Dabei ist der Fussweg nicht nur lang, sondern auch rekordverdächtig: Mit jährlich über 6 Millionen Besucher und Besucherinnen gehören die Museen zu den meistbesuchten der Welt. Doch es gibt auch ruhigere Ecken, zum Beispiel in den Vatikanischen Gärten. Sofern man für den Zugang eine Führung gebucht hat…
Kunst als Instrument der Diplomatie
Was die Vatikanischen Museen von vielen anderen Häusern unterscheidet, ist nicht nur ihre lange Geschichte, sondern auch ihre politische Rolle. Der Vatikan nutzt seine Kunstschätze seit jeher als Mittel der kulturellen Diplomatie. Ob Leihgaben an grosse Ausstellungen oder eigene Beiträge zur Biennale in Venedig – die Auswahl der präsentierten Werke erzählt viel über das Selbstverständnis des Heiligen Stuhls. Und manchmal auch über das, was er verschweigt.
Denn trotz der überwältigenden Ausstellung ist längst nicht alles zugänglich.
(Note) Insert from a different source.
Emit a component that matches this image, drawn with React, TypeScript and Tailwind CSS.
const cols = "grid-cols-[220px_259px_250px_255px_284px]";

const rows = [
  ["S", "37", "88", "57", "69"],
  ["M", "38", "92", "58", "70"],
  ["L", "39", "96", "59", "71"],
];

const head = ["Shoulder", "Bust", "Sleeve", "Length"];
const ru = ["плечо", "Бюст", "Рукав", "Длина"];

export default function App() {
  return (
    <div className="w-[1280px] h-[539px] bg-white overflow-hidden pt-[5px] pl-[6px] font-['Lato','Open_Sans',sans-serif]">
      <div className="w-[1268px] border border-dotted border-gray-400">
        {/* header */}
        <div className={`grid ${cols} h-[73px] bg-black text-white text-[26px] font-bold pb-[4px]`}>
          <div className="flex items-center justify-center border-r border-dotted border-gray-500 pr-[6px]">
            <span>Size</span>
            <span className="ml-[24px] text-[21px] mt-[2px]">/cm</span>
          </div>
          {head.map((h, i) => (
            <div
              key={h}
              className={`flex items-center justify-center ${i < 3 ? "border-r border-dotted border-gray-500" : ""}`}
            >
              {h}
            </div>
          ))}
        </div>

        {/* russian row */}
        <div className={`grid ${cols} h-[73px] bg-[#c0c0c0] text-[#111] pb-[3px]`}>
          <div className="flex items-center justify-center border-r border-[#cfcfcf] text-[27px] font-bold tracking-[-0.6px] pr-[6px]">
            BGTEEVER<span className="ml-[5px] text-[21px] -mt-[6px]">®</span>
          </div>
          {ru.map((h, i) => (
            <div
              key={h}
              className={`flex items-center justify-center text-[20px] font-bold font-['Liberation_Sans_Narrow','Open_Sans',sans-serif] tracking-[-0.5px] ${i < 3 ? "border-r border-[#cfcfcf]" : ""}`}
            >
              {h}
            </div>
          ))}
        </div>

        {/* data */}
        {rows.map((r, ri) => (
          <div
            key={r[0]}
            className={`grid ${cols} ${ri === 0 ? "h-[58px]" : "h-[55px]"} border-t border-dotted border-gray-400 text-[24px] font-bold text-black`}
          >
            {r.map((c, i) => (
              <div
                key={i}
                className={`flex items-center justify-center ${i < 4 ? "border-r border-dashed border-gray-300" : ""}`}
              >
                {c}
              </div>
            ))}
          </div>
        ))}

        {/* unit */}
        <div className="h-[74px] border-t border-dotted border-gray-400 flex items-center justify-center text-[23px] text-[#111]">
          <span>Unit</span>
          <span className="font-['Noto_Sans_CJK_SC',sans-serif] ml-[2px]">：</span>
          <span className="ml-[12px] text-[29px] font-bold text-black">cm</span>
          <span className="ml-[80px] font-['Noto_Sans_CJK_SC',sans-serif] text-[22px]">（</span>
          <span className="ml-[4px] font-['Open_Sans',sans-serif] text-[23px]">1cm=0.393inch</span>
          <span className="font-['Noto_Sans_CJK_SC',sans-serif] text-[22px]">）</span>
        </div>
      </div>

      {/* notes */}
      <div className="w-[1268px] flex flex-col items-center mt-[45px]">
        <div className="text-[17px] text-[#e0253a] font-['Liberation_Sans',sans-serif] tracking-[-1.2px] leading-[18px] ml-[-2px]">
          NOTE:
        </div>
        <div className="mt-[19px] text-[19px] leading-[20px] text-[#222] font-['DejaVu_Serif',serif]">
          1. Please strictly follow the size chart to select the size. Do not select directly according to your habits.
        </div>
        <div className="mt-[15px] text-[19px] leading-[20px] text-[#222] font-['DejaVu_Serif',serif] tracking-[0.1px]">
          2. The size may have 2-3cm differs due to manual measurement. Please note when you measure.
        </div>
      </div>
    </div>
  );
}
Zahlreiche Werke lagern in Depots oder sind Teil interner Sammlungen, etwa in der Biblioteca Apostolica oder im geheimen Archiv (heute Apostolisches Archiv). Diese Tatsache ist ebenso faszinierend, wie sie kritisiert wird.
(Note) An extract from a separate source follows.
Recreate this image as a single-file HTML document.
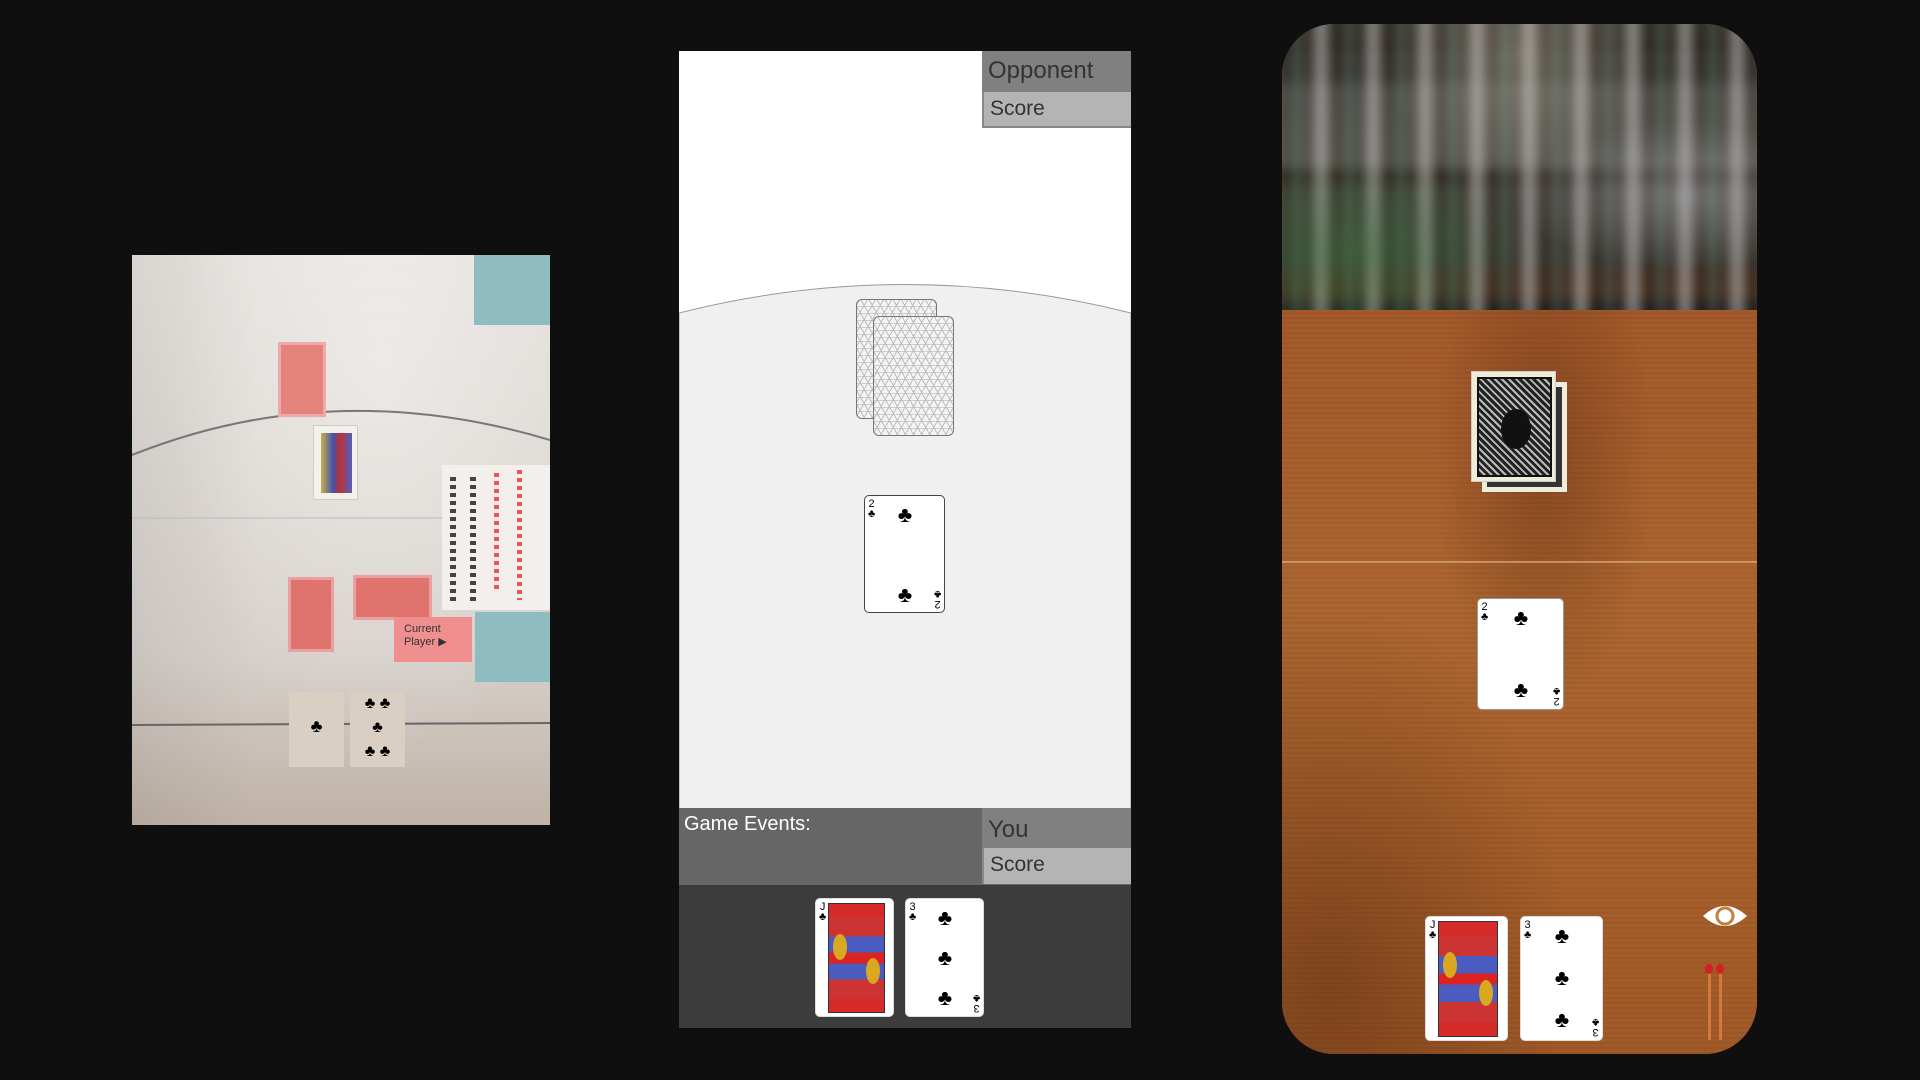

Die Vatikanischen Museen sind nicht nur ein touristisches Muss. Eigentlich sind sie das nicht, in meinen Augen. Diese „Hauptsache-ich-bin-dagewesen“-Haltung passt hier nicht. Sie passt eigentlich nirgends. Ein Spaziergang durch diese Hallen ist eine Reise durch Jahrhunderte geistiger, ästhetischer und politischer Geschichte, eine Reise durch die Kunstgeschichte. Wer sich dafür Zeit nimmt – am Besten ausserhalb der Hauptsaison – erlebt, was Museen in ihrem tiefsten Wesen sein können: ein Raum, in dem sich Mensch und Zeit begegnen.